Given exercise:
How many lines of the data include the string "full"? State the number and nothing else.

## Begin

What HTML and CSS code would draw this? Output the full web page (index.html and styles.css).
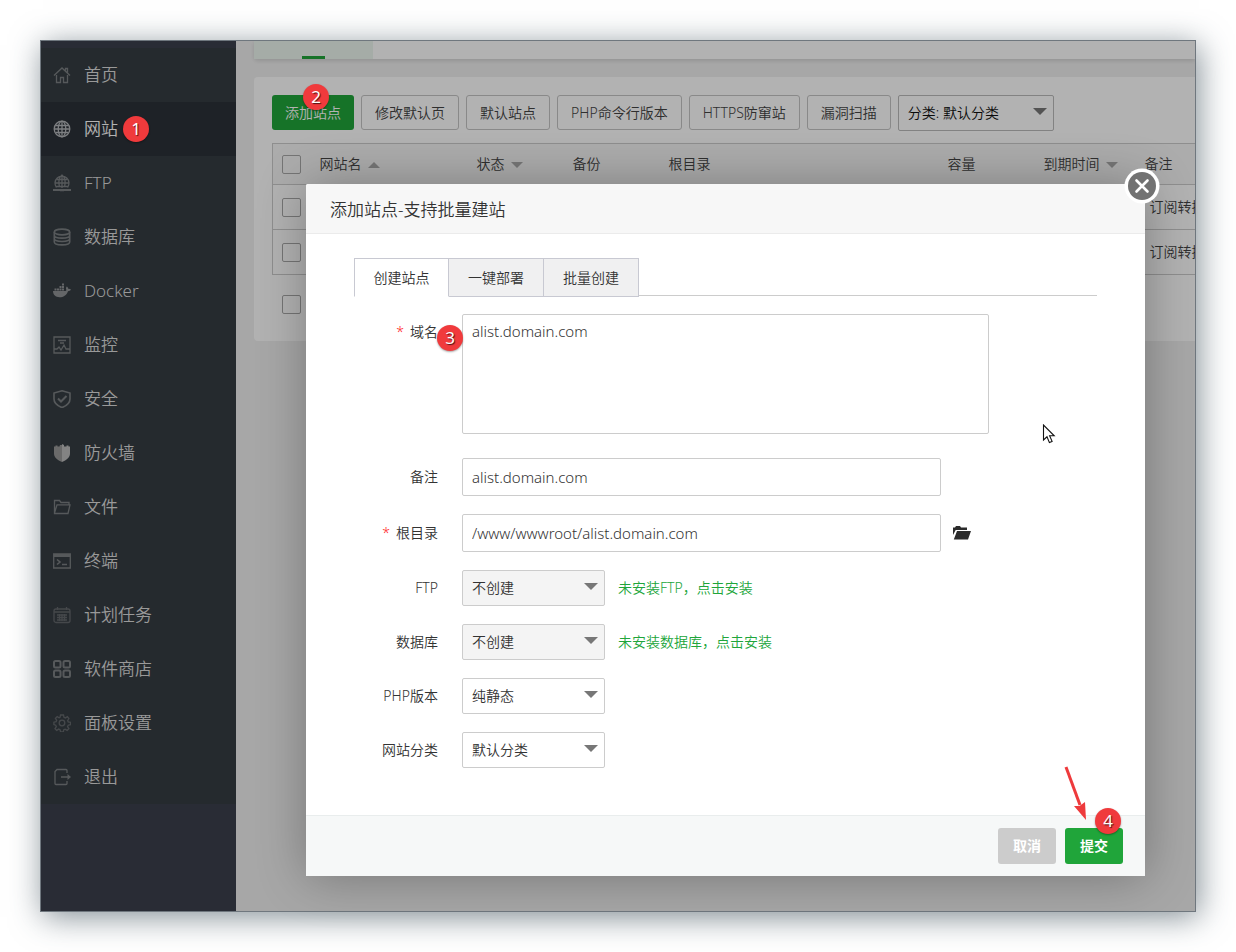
FILE: index.html
```html
<!DOCTYPE html>
<html lang="zh-CN">
<head>
<meta charset="utf-8">
<title>添加站点</title>
<link rel="stylesheet" href="styles.css">
</head>
<body>
<div class="window">
  <nav class="sidebar">
    <ul class="menu">
      <li><a href="#home"><svg class="icon" viewBox="0 0 18 18"><path d="M1 9.500 9 2l8 7.500M3.500 9v7.500h4v-5h3v5h4V9M12.500 4.500V2.500h2v4"/></svg>首页</a></li>
      <li><a href="#site" class="current"><svg class="icon bright" viewBox="0 0 18 18"><circle cx="9" cy="9" r="7.800"/><ellipse cx="9" cy="9" rx="3.800" ry="7.800"/><path d="M9 1.500v15M1.500 9h15M2.500 5.500h13M2.500 12.500h13"/></svg>网站<span class="badge badge-inline">1</span></a></li>
      <li><a href="#ftp"><svg class="icon" viewBox="0 0 18 18"><path d="M3.500 13.500a7 7 0 1 1 11 0M2.500 9h13M4 5.500h10M3.500 12.500h11M9 1v13M6.500 13C5 8 6 3 9 1c3 2 4 7 2.500 12"/><path d="M0 16h18M7 16.300h4" stroke-width="2"/></svg>FTP</a></li>
      <li><a href="#db"><svg class="icon" viewBox="0 0 18 18"><g stroke-width="1.600"><ellipse cx="9" cy="4" rx="7.700" ry="2.900"/><path d="M1.300 4v10c0 3.800 15.400 3.800 15.400 0V4M1.300 7.300c0 3.800 15.400 3.800 15.400 0M1.300 10.600c0 3.800 15.400 3.800 15.400 0"/></g></svg>数据库</a></li>
      <li><a href="#docker"><svg class="icon solid" viewBox="0 0 18 18"><path d="M0 9h12.500c.7 0 1-.5.800-1.200-.6-1.400-.3-2.500.5-3.300.9.600 1.300 1.400 1.400 2.300.9-.2 1.900 0 2.800.7-.7 1.200-1.600 1.700-3 1.700-1.500 4.300-4.500 6-8.500 6C2.500 15.200.2 13 0 9zM1.500 6.500h2v2h-2zM4 6.500h2v2H4zM6.500 6.500h2v2h-2zM9 6.500h2v2H9zM6.500 4h2v2h-2zM9 4h2v2H9zM9 1.500h2v2H9z"/></svg>Docker</a></li>
      <li><a href="#monitor"><svg class="icon" viewBox="0 0 18 18"><path d="M1 1h16v16H1zM5 4.500h8M7 7h4M1 13h3l2-2 2 3 3-5 2 4h4"/></svg>监控</a></li>
      <li><a href="#security"><svg class="icon" viewBox="0 0 18 18"><path d="M9 .800 17 3v6c0 4-3.500 6.800-8 8.600C4.500 15.800 1 13 1 9V3z" stroke-width="1.600"/><path d="m5 8.500 3 3L13.500 6" stroke-width="2"/></svg>安全</a></li>
      <li><a href="#firewall"><svg class="icon shield" viewBox="0 0 18 18"><path class="half" d="M1 2.500h1.500V1.500h2v1h2L7 1h2v17c-4.500-2-8-4.500-8-8.500z"/><path class="full" d="M9 0l2 1v1.500h2.500v-1h2v1H17v7c0 4-3.500 6.500-8 8.500z"/></svg>防火墙</a></li>
      <li><a href="#files"><svg class="icon" viewBox="0 0 18 18"><path d="M1.500 15V2.500h5l1.500 2h8V7M1.500 15 4 6.800h13L15 15.500H1.500z"/></svg>文件</a></li>
      <li><a href="#terminal"><svg class="icon" viewBox="0 0 18 18"><path d="M.700 2h16.600v14H.700z"/><path d="M1 3.500h16" stroke-width="3"/><path d="m4 7.500 3 2.500-3 2.500M9 12.500h5" stroke-width="1.600"/></svg>终端</a></li>
      <li><a href="#cron"><svg class="icon dim" viewBox="0 0 18 18"><rect x="1" y="3" width="16" height="13.500" rx="2"/><path d="M1 6h16M4.500 1v3M13.500 1v3M4 9h10M4 11.500h10M4 14h10M6.500 8v7M9 8v7M11.500 8v7"/></svg>计划任务</a></li>
      <li><a href="#soft"><svg class="icon" viewBox="0 0 18 18"><g stroke-width="2"><rect x="1" y="1" width="6.500" height="6.500" rx="1.500"/><rect x="10.500" y="1" width="6.500" height="6.500" rx="1.500"/><rect x="1" y="10.500" width="6.500" height="6.500" rx="1.500"/><rect x="10.500" y="10.500" width="6.500" height="6.500" rx="1.500"/></g></svg>软件商店</a></li>
      <li><a href="#config"><svg class="icon dim" viewBox="0 0 18 18"><circle cx="9" cy="9" r="2.800"/><path d="M7.500 1h3l.5 2.300 1.400.6 2-1.300 1.500 2-1.200 1.900.5 1.400 2.300.5v2.200l-2.300.6-.6 1.400 1.300 2-1.800 1.800-2-1.200-1.300.5-.5 2.300H7.600l-.6-2.300-1.300-.6-2 1.300-1.700-1.800 1.300-2-.6-1.400L.900 10.500V8.200l2.200-.5.600-1.400-1.300-2 1.800-1.700 1.900 1.200L7 3.300z"/></svg>面板设置</a></li>
      <li><a href="#exit"><svg class="icon" viewBox="0 0 18 18"><path d="M14 5V2.500a1 1 0 0 0-1-1H4L2 3.500v12a1 1 0 0 0 1 1h10a1 1 0 0 0 1-1V13M8 9h8"/><path d="m14.500 6 3.500 3-3.500 3z" fill="currentColor" stroke="none"/></svg>退出</a></li>
    </ul>
  </nav>

  <main class="content">
    <div class="top-tabs"><span class="top-tab"></span></div>
    <section class="card">
      <div class="toolbar">
        <button type="button" class="tool tool-primary">添加站点<span class="badge badge-over">2</span></button>
        <button type="button" class="tool">修改默认页</button>
        <button type="button" class="tool">默认站点</button>
        <button type="button" class="tool">PHP命令行版本</button>
        <button type="button" class="tool">HTTPS防窜站</button>
        <button type="button" class="tool">漏洞扫描</button>
        <span class="select select-wide"><select aria-label="分类"><option>分类: 默认分类</option></select></span>
      </div>
      <table class="sites">
        <colgroup><col class="c-check"><col class="c-name"><col class="c-small"><col class="c-small"><col class="c-root"><col class="c-small"><col class="c-date"><col class="c-note"></colgroup>
        <thead>
          <tr><th><input type="checkbox" aria-label="全选"></th><th>网站名<i class="sort sort-up"></i></th><th>状态<i class="sort"></i></th><th>备份</th><th>根目录</th><th>容量</th><th>到期时间<i class="sort"></i></th><th>备注</th></tr>
        </thead>
        <tbody>
          <tr><td><input type="checkbox" aria-label="选择站点"></td><td></td><td></td><td></td><td></td><td></td><td></td><td class="note">订阅转换</td></tr>
          <tr><td><input type="checkbox" aria-label="选择站点"></td><td></td><td></td><td></td><td></td><td></td><td></td><td class="note">订阅转换</td></tr>
        </tbody>
      </table>
      <div class="batch"><input type="checkbox" aria-label="批量选择"></div>
    </section>
  </main>

  <div class="overlay">
    <form class="dialog" role="dialog" aria-labelledby="dialog-title">
      <header class="dialog-head"><h1 id="dialog-title">添加站点-支持批量建站</h1></header>
      <button type="button" class="close" aria-label="关闭"><svg viewBox="0 0 36 36"><circle cx="18" cy="18" r="17.500" fill="#fff"/><circle cx="18" cy="18" r="14" fill="#727272"/><path d="m12.500 12.500 11 11m0-11-11 11" stroke="#fff" stroke-width="2.600" stroke-linecap="round"/></svg></button>
      <div class="dialog-body">
        <div class="tabs" role="tablist">
          <button type="button" role="tab" aria-selected="true" class="tab tab-on">创建站点</button>
          <button type="button" role="tab" class="tab">一键部署</button>
          <button type="button" role="tab" class="tab">批量创建</button>
        </div>
        <div class="row row-top">
          <label for="domain"><em>*</em>域名</label>
          <span class="field"><textarea id="domain">alist.domain.com</textarea><span class="badge badge-side">3</span></span>
        </div>
        <div class="row"><label for="note">备注</label><input type="text" class="text" id="note" value="alist.domain.com"></div>
        <div class="row"><label for="root"><em>*</em>根目录</label><input type="text" class="text" id="root" value="/www/wwwroot/alist.domain.com"><button type="button" class="browse" aria-label="选择目录"><svg viewBox="0 0 18 14"><path fill="#2b2b2b" d="M0 9V1.500h2L3 0h4l1 1.500h6V4H2.700zM4 5h14l-3 8.500H.800z"/></svg></button></div>
        <div class="row"><label for="ftp">FTP</label><span class="select select-off"><select id="ftp"><option>不创建</option></select></span><a class="install" href="#install-ftp">未安装FTP，点击安装</a></div>
        <div class="row"><label for="db">数据库</label><span class="select select-off"><select id="db"><option>不创建</option></select></span><a class="install" href="#install-db">未安装数据库，点击安装</a></div>
        <div class="row"><label for="php">PHP版本</label><span class="select"><select id="php"><option>纯静态</option></select></span></div>
        <div class="row"><label for="type">网站分类</label><span class="select"><select id="type"><option>默认分类</option></select></span></div>
      </div>
      <footer class="dialog-foot">
        <button type="button" class="action">取消</button>
        <button type="submit" class="action action-ok">提交<span class="badge badge-corner">4</span></button>
      </footer>
      <svg class="arrow" viewBox="0 0 24 56"><path d="M2 2 16 40" stroke="#ee3a3c" stroke-width="3"/><path d="M22 55 10 41l5.500 0L21 37z" fill="#ee3a3c"/></svg>
      <svg class="cursor" viewBox="0 0 14 20"><path d="M1.500 1v15l3.500-3.200L7.400 18.600l2.700-1.200-2.500-5.600h4.600z" fill="#fff" stroke="#111" stroke-width="1.100"/></svg>
    </form>
  </div>
</div>
</body>
</html>
```

FILE: styles.css
```css
* { box-sizing: border-box; }

body {
  margin: 0;
  padding: 40px;
  min-height: 100vh;
  display: flex;
  background: #fff;
  color: #333;
  font: 350 14px/20px "Noto Sans", "Noto Sans CJK SC", sans-serif;
}

button, input, select, textarea { font: inherit; color: inherit; margin: 0; }
a { text-decoration: none; color: inherit; }

.window {
  position: relative;
  flex: 1;
  min-width: 0;
  display: flex;
  border: 1px solid #6f777e;
  background: #f0f0f0;
  box-shadow: 3px 5px 30px rgba(50, 68, 80, .6);
}

/* Sidebar */
.sidebar { flex: 0 0 195px; padding-top: 7px; background: #3c404d; }
.menu { list-style: none; margin: 0; padding: 0; background: #363d43; }
.menu a {
  display: flex;
  align-items: center;
  height: 54px;
  padding-left: 12px;
  color: #dcdcdc;
  font-size: 17px;
}
.menu a.current { background: #2c3138; color: #fff; }
.icon {
  width: 18px;
  height: 18px;
  margin-right: 13px;
  fill: none;
  stroke: currentColor;
  stroke-width: 1.3;
  color: #7c8083;
}
.icon.bright { color: #b4b7ba; }
.icon.dim { color: #64686c; }
.icon.solid { fill: #909396; stroke: none; }
.icon.shield { stroke: none; }
.half { fill: #999; }
.full { fill: #bcbcbc; }

/* Numbered step markers */
.badge {
  z-index: 5;
  width: 26px;
  height: 26px;
  border-radius: 50%;
  background: #f03a3c;
  color: #fff;
  font-size: 17px;
  font-weight: 400;
  line-height: 26px;
  text-align: center;
  text-shadow: 1px 1px 1px rgba(0, 0, 0, .7);
  box-shadow: 0 1px 2px rgba(0, 0, 0, .35);
  pointer-events: none;
}
.badge-inline { position: relative; margin-left: 5px; }
.badge-over { position: absolute; left: 31px; top: -11px; }
.badge-side { position: absolute; left: -25px; top: 11px; }
.badge-corner { position: absolute; right: 2px; top: -20px; }

/* Page behind the dialog */
.content { flex: 1; min-width: 0; padding-left: 18px; overflow: hidden; }
.top-tabs { height: 18px; background: #fff; border-radius: 0 0 0 4px; box-shadow: 0 2px 4px rgba(0, 0, 0, .12); }
.top-tab { display: block; width: 119px; height: 18px; background: linear-gradient(#20a53a, #20a53a) center bottom / 23px 3px no-repeat #edf6ef; }
.card { margin-top: 18px; padding: 18px 0 27px 18px; background: #fff; border-radius: 4px 0 0 4px; }
.toolbar { display: flex; gap: 7px; }
.tool {
  position: relative;
  height: 35px;
  padding: 0 13px;
  border: 1px solid #c4c4c4;
  border-radius: 3px;
  background: #fff;
  color: #444;
  white-space: nowrap;
}
.tool-primary { border: 0; background: #20a53a; color: #fff; }

.sites { table-layout: fixed; width: 1040px; margin-top: 12px; border-collapse: collapse; border: 1px solid #ccc; }
.sites tr { height: 45px; border-bottom: 1px solid #ccc; }
.sites thead tr { height: 41px; background: #f6f6f6; }
.sites th, .sites td { padding: 0 0 0 9px; text-align: left; font-weight: 350; white-space: nowrap; color: #444; }
.sites .note { padding-left: 14px; }
.c-check { width: 38px; }
.c-name { width: 157px; }
.c-small { width: 96px; }
.c-root { width: 279px; }
.c-date { width: 101px; }
input[type="checkbox"] {
  display: block;
  width: 19px;
  height: 19px;
  appearance: none;
  border: 1px solid #a8a8a8;
  border-radius: 2px;
}
.batch { padding: 20px 0 0 10px; }
.sort {
  display: inline-block;
  margin-left: 6px;
  vertical-align: 1px;
  border: 6px solid transparent;
  border-top: 6px solid #aaa;
  border-bottom: 0;
}
.sort-up { border-top: 0; border-bottom: 6px solid #aaa; }

/* Select boxes */
.select { position: relative; display: flex; width: 143px; height: 36px; }
.select::after {
  content: "";
  position: absolute;
  right: 7px;
  top: 13px;
  border: 7px solid transparent;
  border-top-color: #777;
  border-bottom: 0;
  pointer-events: none;
}
.select select { flex: 1; padding: 0 9px; appearance: none; border: 1px solid #ccc; border-radius: 2px; background: #fff; }
.select-off select { background: #f4f4f4; }
.select-wide { width: 156px; }
.select-wide select { border-color: #bbb; color: #111; }

/* Dialog */
.overlay { position: absolute; inset: 0; z-index: 2; display: flex; padding: 143px 50px 35px 265px; background: rgba(0, 0, 0, .3); }
.dialog {
  position: relative;
  flex: 1;
  min-width: 0;
  display: flex;
  flex-direction: column;
  border-radius: 2px;
  background: #fff;
  box-shadow: 1px 1px 50px rgba(0, 0, 0, .3);
}
.dialog-head { padding: 16px 24px 13px; border-bottom: 1px solid #ebebeb; background: #f7f7f7; border-radius: 2px 2px 0 0; }
.dialog-head h1 { margin: 0; font-size: 17px; font-weight: 350; line-height: 20px; }
.close { position: absolute; right: -15px; top: -16px; width: 36px; height: 36px; padding: 0; border: 0; background: none; }
.close svg, .browse svg { display: block; width: 100%; }
.dialog-body { flex: 1; display: flex; flex-direction: column; gap: 18px; padding: 24px 48px; }

.tabs { display: flex; height: 38px; border-bottom: 1px solid #ccc; }
.tab {
  flex: 0 0 95px;
  height: 39px;
  padding: 0;
  border: 1px solid #c8c9d2;
  border-left-width: 0;
  background: #f0f0f1;
}
.tab-on { border-left-width: 1px; border-bottom-color: #fff; background: #fff; }

.row { display: flex; align-items: center; }
.row label { flex: 0 0 84px; margin-right: 24px; text-align: right; white-space: nowrap; }
.row-top { align-items: flex-start; margin-bottom: 6px; }
.row-top label { line-height: 36px; }
.row em { margin-right: 6px; color: #f22; font-style: normal; }
.field { position: relative; flex: 0 1 527px; display: flex; }
.field textarea { flex: 1; min-width: 0; height: 120px; padding: 6px 9px; border: 1px solid #ccc; border-radius: 2px; resize: none; font-size: 15px; }
.text { flex: 0 1 479px; min-width: 0; height: 38px; padding: 0 9px; border: 1px solid #ccc; border-radius: 2px; background: #fff; font-size: 15px; }
.browse { width: 18px; margin-left: 12px; padding: 0; border: 0; background: none; }
.install { margin-left: 13px; color: #20a53a; }

.dialog-foot { display: flex; justify-content: flex-end; gap: 9px; padding: 12px 22px; border-top: 1px solid #e9eded; background: #f6f8f8; }
.action { position: relative; width: 58px; height: 36px; padding: 0; border: 0; border-radius: 3px; background: #ccc; color: #fff; font-weight: 700; }
.action-ok { background: #20a53a; }
.arrow { position: absolute; right: 57px; bottom: 55px; width: 24px; height: 56px; fill: none; }
.cursor { position: absolute; right: 89px; top: 240px; width: 14px; height: 20px; }
```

## End

Solution for this task:
3